I need to parse complex messages on kafka using multiple transformers. Each transformer parses a part of the message and edits the message by filling some attributes on the message. In the end the fully parsed message is stored in the database using a Kafka consumer. Currently, I'm doing this:
streamsBuilder.stream(Topic.A, someConsumer)
\\ filters messages that have unparsed parts of type X
.filter(filterX)
\\ transformer that edits the message and produces new Topic.E messages
.transform(ParseXandProduceE::new)
.to(Topic.A, someProducer)
streamsBuilder.stream(Topic.A, someConsumer)

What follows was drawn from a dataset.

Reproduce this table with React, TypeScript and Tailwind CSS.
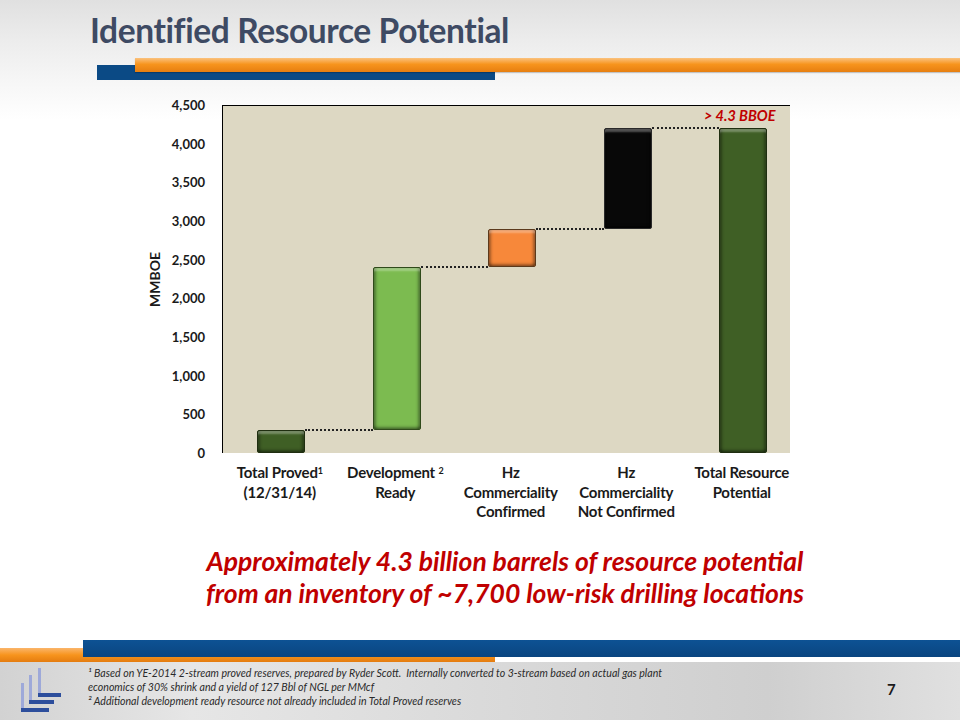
const SCALE = 348 / 4500;

const bars = [
  { left: 34, from: 0, to: 300, cls: "bg-[#3f5f25] border-[#1f2e10]" },
  { left: 150, from: 300, to: 2400, cls: "bg-[#7cbb50] border-[#2f4a1a]" },
  { left: 265, from: 2400, to: 2900, cls: "bg-[#f7883a] border-[#5b3a1c]" },
  { left: 381, from: 2900, to: 4200, cls: "bg-[#080808] border-[#2a2a2a]" },
  { left: 496, from: 0, to: 4200, cls: "bg-[#3f5f25] border-[#1f2e10]" },
];

const ticks = ["4,500", "4,000", "3,500", "3,000", "2,500", "2,000", "1,500", "1,000", "500", "0"];

function Bar({ left, from, to, cls }: { left: number; from: number; to: number; cls: string }) {
  return (
    <div
      className={`absolute w-[48px] border rounded-[2px] shadow-[inset_0_4px_2px_-1px_rgba(255,255,255,0.3),inset_3px_0_3px_-1px_rgba(0,0,0,0.35),inset_-3px_0_3px_-1px_rgba(0,0,0,0.35),inset_0_-3px_3px_-1px_rgba(0,0,0,0.35)] ${cls}`}
      style={{ left, bottom: from * SCALE, height: (to - from) * SCALE }}
    />
  );
}

function Connector({ x1, x2, value }: { x1: number; x2: number; value: number }) {
  return (
    <div
      className="absolute border-t-2 border-dotted border-[#222]"
      style={{ left: x1, width: x2 - x1, bottom: value * SCALE - 1 }}
    />
  );
}

function Logo() {
  return (
    <svg width="42" height="48" viewBox="0 0 42 48">
      <rect x="17" y="0" width="3" height="27" fill="#9ea9d9" />
      <rect x="17" y="25" width="23" height="4" fill="#2d4e9c" />
      <rect x="8" y="7" width="3" height="28" fill="#9ea9d9" />
      <rect x="8" y="32" width="25" height="4" fill="#2d4e9c" />
      <rect x="0" y="15" width="3" height="29" fill="#9ea9d9" />
      <rect x="0" y="40" width="28" height="4" fill="#2d4e9c" />
    </svg>
  );
}

export default function App() {
  return (
    <main className="w-[960px] h-[720px] overflow-hidden flex flex-col font-['Lato','Liberation_Sans',sans-serif] text-[#1a1a1a] bg-[linear-gradient(180deg,#e0e0e0_0px,#ececec_40px,#f6f6f6_80px,#ffffff_120px,#ffffff_100%)]">
      {/* header */}
      <div className="h-[58px] pl-[90px] pt-[10px]">
        <h1 className="text-[33.5px] leading-[40px] font-bold tracking-[-0.4px] text-[#3e4a63]">
          Identified Resource Potential
        </h1>
      </div>
      <div className="relative h-[22px]">
        <div className="absolute left-[97px] top-[7px] w-[398px] h-[15px] bg-[#0b4a85]" />
        <div className="absolute left-[135px] right-0 top-0 h-[14px] bg-[linear-gradient(180deg,#fbc27e_0%,#f7941d_45%,#e67e10_100%)] shadow-[0_1px_1px_rgba(0,0,0,0.2)]" />
      </div>

      {/* chart */}
      <div className="flex mt-[25px]">
        <div className="w-[146px]" />
        <div className="w-[18px] h-[348px] flex items-center justify-center">
          <span className="-rotate-90 whitespace-nowrap text-[14px] font-bold">MMBOE</span>
        </div>
        <div className="w-[41px] h-[362px] -mt-[7px] flex flex-col justify-between items-end">
          {ticks.map((t) => (
            <span key={t} className="text-[13px] leading-[14px] font-bold">
              {t}
            </span>
          ))}
        </div>
        <div className="ml-[17px] relative w-[568px] h-[348px] bg-[#ddd8c3] border-t border-l border-black">
          {bars.map((b) => (
            <Bar key={b.left} {...b} />
          ))}
          <Connector x1={82} x2={150} value={300} />
          <Connector x1={198} x2={265} value={2400} />
          <Connector x1={313} x2={381} value={2900} />
          <Connector x1={429} x2={496} value={4200} />
          <span className="absolute left-[481px] top-[2px] text-[14.5px] leading-[16px] font-bold italic text-[#c00000]">
            &gt; 4.3 BBOE
          </span>
        </div>
      </div>

      {/* category labels */}
      <div className="flex pl-[222px] mt-[3px] text-[15px] leading-[19.5px] font-bold text-center tracking-[-0.2px]">
        <div className="w-[115.5px]">
          Total Proved<sup className="text-[9px]">1</sup>
          <br />
          (12/31/14)
        </div>
        <div className="w-[115.5px]">
          Development <sup className="text-[9px]">2</sup>
          <br />
          Ready
        </div>
        <div className="w-[115.5px]">
          Hz
          <br />
          Commerciality
          <br />
          Confirmed
        </div>
        <div className="w-[115.5px]">
          Hz
          <br />
          Commerciality
          <br />
          Not Confirmed
        </div>
        <div className="w-[115.5px]">
          Total Resource
          <br />
          Potential
        </div>
      </div>

      {/* caption */}
      <div className="pl-[50px] mt-[23px] text-center text-[26.5px] leading-[32px] font-bold italic text-[#c00000]">
        <p>Approximately 4.3 billion barrels of resource potential</p>
        <p>from an inventory of ~7,700 low-risk drilling locations</p>
      </div>

      {/* footer */}
      <div className="relative h-[22px] mt-auto">
        <div className="absolute left-0 top-[8px] w-[495px] h-[14px] bg-[linear-gradient(180deg,#fbb56a_0%,#f7941d_50%,#e47c10_100%)]" />
        <div className="absolute left-[83px] right-0 top-0 h-[17px] bg-[linear-gradient(180deg,#0d5294_0%,#0a4580_100%)]" />
      </div>
      <div className="h-[58px] flex bg-[linear-gradient(90deg,#d2d2d2_0%,#e6e6e6_20%,#dadada_50%,#cfcfcf_80%,#e0e0e0_100%)]">
        <div className="pl-[21px] pt-[6px] w-[88px]">
          <Logo />
        </div>
        <div className="pt-[4px] w-[799px] text-[10.6px] leading-[14px] italic text-[#2a2a2a]">
          <p>
            ¹ Based on YE-2014 2-stream proved reserves, prepared by Ryder Scott.&nbsp; Internally converted to 3-stream
            based on actual gas plant
          </p>
          <p>economics of 30% shrink and a yield of 127 Bbl of NGL per MMcf</p>
          <p>² Additional development ready resource not already included in Total Proved reserves</p>
        </div>
        <div className="pt-[16px] text-[15px] font-bold">7</div>
      </div>
    </main>
  );
}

\\ filters messages that have unparsed parts of type Y
.filter(filterY)
\\ transformer that edits the message and produces new Topic.F messages
.transform(ParseYandProduceF::new)
.to(Topic.A, someProducer)
a Transformer looks like:
class ParseXandProduceE implements Transformer<...> {
@Override
public KeyValue<String, Message> transform (String key, Message message) {
message.x = parse(message.rawX);
context.forward(newKey, message.x, Topic.E);
return KeyValue.pair(key, message);
}
}
However, this is cumbersome, the same messages flow multiple times through these streams.
Additionally, there is a consumer that stores messages of topic.A
in the database. Messages are currently stored multiple times, before each transformation and after each transformation. It is necessary to store each message once.
The following could work, but seems unfavorable since each block of filter+transform could have been put cleanly in its own separate class:
streamsBuilder.stream(Topic.A, someConsumer)
\\ transformer that filters and edits the message and produces new Topic.E + Topic.F messages
.transform(someTransformer)
.to(Topic.B, someProducer)
and make the persistence consumer listen to Topic.B
.
Is the latter proposed solution the way to go, or is there some other way to achieve the same result? Maybe with a complete Topology configuration of Sources and Sinks? If so, what would that look like for this scenario?